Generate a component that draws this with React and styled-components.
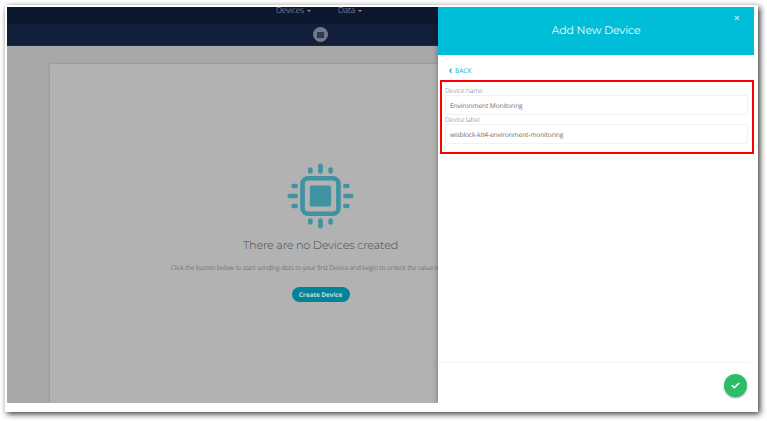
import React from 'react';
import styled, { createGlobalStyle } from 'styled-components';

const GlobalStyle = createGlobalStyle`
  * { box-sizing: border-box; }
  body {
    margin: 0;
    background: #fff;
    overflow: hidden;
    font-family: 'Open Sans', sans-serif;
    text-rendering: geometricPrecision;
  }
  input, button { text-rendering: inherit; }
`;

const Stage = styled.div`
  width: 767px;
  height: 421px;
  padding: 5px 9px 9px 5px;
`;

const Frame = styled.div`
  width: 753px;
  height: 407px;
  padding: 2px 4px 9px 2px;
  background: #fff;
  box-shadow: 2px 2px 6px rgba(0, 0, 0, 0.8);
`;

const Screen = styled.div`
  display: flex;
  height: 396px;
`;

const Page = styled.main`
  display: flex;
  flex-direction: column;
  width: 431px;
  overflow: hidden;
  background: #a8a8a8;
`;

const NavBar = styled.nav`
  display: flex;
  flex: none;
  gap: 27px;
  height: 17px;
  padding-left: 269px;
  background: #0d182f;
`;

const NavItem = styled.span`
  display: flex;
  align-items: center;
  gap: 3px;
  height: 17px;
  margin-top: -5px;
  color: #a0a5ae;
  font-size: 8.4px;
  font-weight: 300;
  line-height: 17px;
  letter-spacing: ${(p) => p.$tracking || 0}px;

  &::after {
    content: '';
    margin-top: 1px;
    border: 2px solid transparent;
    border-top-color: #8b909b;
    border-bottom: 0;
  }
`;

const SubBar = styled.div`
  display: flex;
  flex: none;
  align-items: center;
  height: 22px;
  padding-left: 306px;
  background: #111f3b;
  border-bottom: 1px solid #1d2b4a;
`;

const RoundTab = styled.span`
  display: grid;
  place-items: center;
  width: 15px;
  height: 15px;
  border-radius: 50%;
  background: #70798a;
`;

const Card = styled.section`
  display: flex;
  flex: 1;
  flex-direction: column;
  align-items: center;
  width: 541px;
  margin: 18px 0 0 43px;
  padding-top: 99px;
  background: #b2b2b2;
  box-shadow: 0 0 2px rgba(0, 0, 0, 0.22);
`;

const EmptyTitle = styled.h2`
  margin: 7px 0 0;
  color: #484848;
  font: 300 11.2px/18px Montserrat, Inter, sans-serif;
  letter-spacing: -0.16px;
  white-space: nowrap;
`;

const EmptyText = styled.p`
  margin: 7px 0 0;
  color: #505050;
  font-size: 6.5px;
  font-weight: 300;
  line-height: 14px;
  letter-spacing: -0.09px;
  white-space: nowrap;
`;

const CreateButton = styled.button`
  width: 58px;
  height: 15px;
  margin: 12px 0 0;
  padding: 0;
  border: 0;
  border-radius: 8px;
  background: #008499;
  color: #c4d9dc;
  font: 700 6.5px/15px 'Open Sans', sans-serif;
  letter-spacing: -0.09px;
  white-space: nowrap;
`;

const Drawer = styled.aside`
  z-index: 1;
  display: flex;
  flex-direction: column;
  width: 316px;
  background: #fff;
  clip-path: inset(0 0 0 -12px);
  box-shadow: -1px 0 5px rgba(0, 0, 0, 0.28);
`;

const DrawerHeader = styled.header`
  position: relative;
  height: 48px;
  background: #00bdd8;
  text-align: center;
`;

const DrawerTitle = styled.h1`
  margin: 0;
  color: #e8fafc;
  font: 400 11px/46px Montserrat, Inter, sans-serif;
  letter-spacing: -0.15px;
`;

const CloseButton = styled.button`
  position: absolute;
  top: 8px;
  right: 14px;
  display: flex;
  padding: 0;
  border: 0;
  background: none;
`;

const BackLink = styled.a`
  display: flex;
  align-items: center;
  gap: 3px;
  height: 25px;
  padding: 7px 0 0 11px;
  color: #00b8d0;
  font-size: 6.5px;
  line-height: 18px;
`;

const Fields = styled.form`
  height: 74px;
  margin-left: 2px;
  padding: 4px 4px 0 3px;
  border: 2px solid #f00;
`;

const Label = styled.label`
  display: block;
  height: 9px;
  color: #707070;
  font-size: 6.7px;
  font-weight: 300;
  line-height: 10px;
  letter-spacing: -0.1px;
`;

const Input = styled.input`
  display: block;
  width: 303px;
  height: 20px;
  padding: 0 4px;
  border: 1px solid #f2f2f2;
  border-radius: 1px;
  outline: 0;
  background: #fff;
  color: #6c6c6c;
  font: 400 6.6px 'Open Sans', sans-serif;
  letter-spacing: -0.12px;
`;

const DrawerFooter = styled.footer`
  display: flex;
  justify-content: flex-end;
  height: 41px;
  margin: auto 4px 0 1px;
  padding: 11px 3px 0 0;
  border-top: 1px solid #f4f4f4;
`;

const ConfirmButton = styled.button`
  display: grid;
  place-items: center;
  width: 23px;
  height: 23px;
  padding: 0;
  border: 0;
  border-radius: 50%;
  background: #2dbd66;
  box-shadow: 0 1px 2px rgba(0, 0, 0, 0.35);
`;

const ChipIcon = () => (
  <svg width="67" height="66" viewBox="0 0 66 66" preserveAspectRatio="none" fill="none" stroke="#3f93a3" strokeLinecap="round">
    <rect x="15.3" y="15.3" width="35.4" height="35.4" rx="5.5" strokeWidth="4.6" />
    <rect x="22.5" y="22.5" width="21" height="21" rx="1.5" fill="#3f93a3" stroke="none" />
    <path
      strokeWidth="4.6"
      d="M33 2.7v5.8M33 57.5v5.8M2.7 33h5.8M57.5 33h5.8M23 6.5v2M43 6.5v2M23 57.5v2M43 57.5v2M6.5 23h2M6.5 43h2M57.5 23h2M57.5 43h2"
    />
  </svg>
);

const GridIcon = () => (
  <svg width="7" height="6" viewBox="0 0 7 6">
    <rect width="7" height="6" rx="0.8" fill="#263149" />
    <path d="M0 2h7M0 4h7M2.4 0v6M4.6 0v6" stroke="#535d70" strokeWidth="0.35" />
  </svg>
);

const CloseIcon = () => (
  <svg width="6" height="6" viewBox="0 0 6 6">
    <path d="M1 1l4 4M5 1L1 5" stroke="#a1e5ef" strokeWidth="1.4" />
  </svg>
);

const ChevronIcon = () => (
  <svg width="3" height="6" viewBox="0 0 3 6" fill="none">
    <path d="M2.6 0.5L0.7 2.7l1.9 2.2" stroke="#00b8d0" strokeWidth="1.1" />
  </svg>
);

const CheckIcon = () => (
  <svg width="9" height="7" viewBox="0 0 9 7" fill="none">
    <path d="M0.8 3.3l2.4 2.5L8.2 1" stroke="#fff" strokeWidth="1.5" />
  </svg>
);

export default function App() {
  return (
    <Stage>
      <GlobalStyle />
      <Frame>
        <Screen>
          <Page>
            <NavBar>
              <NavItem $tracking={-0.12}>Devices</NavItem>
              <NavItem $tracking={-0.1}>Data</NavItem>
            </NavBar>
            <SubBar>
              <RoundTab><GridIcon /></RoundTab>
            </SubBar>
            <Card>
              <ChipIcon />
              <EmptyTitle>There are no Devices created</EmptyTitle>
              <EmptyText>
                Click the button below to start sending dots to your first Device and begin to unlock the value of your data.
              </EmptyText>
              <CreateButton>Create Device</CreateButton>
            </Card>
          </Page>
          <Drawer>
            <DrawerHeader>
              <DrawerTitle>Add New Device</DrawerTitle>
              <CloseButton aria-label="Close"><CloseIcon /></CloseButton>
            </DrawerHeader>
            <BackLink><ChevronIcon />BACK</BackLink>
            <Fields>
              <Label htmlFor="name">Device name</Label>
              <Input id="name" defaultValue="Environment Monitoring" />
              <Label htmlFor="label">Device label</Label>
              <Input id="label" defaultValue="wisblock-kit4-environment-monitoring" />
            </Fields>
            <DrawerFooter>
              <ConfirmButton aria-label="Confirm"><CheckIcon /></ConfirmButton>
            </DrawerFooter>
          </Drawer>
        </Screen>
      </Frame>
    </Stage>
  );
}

-*-

#### [What this task involves]
Search the data for "React" and list every line in which it occurs.

#### [Solution for this exercise]
Generate a component that draws this with React and styled-components.
import React from 'react';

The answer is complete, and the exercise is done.